____ COLLECTED DATA

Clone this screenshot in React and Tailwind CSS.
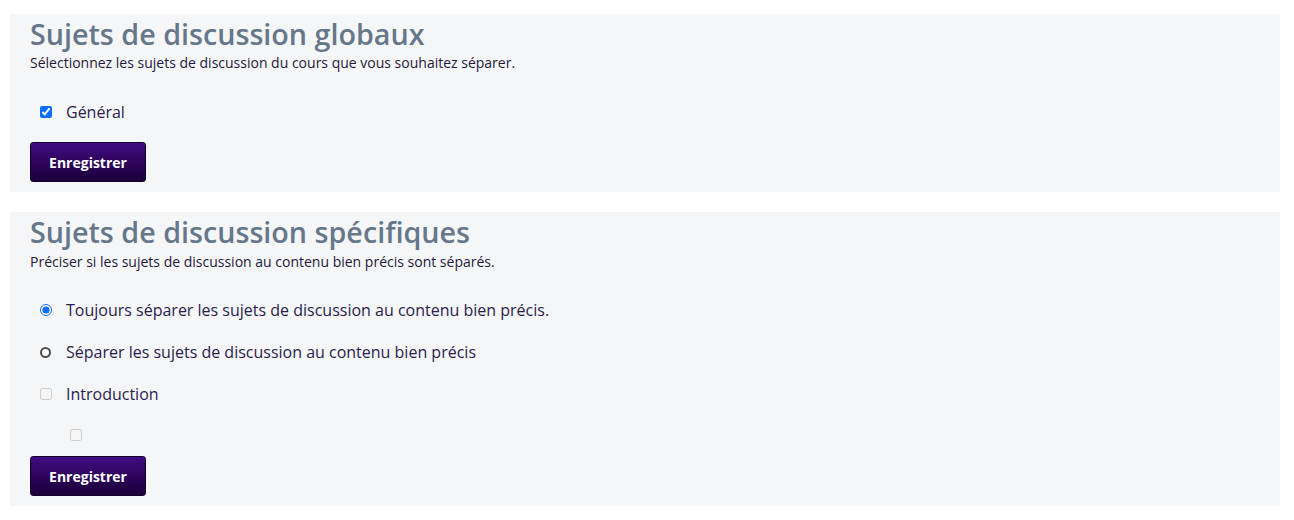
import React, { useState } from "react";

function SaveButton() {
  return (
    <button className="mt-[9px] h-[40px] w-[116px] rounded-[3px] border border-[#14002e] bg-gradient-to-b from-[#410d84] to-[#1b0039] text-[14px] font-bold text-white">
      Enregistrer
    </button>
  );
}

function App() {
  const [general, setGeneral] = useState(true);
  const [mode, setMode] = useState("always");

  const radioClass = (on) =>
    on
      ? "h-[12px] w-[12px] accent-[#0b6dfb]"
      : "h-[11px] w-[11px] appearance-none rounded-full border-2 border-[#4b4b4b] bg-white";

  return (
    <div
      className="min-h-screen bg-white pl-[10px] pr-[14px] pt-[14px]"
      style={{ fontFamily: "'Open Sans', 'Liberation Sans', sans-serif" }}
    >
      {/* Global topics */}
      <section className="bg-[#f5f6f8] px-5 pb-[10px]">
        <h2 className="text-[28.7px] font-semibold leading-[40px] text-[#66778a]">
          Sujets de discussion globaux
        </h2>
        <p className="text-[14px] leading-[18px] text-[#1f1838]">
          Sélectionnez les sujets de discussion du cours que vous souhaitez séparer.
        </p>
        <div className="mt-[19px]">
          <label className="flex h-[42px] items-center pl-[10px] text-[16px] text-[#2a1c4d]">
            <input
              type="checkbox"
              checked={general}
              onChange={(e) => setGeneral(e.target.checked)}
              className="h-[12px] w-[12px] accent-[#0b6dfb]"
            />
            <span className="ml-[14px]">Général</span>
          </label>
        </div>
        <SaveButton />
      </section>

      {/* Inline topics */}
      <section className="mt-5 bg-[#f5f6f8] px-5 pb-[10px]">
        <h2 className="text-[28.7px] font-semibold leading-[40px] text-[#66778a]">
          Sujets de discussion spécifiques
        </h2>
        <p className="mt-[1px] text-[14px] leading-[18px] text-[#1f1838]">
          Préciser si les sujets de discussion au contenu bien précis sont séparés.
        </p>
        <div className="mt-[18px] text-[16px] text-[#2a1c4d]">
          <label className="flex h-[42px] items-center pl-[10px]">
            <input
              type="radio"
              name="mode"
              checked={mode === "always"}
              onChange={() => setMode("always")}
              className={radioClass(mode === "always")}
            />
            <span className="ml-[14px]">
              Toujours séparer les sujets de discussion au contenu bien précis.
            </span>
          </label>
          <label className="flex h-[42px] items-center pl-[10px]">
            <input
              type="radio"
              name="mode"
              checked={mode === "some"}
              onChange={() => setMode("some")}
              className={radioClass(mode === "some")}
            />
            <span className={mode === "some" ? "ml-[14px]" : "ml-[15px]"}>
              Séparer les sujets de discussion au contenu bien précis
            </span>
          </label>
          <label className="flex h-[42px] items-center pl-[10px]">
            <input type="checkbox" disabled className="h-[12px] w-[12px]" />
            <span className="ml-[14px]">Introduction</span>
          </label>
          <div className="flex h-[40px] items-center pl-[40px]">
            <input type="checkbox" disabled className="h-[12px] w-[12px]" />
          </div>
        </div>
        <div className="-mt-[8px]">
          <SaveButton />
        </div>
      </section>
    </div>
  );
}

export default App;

________

- **THE PROBLEM**: From the first line of the listing above, repeat every line through the one holding "w-[11px] appearance-none rounded-full". Both ends count, and pictures stay out.

- **TASK ANSWER**:
Clone this screenshot in React and Tailwind CSS.
import React, { useState } from "react";

function SaveButton() {
  return (
    <button className="mt-[9px] h-[40px] w-[116px] rounded-[3px] border border-[#14002e] bg-gradient-to-b from-[#410d84] to-[#1b0039] text-[14px] font-bold text-white">
      Enregistrer
    </button>
  );
}

function App() {
  const [general, setGeneral] = useState(true);
  const [mode, setMode] = useState("always");

  const radioClass = (on) =>
    on
      ? "h-[12px] w-[12px] accent-[#0b6dfb]"
      : "h-[11px] w-[11px] appearance-none rounded-full border-2 border-[#4b4b4b] bg-white";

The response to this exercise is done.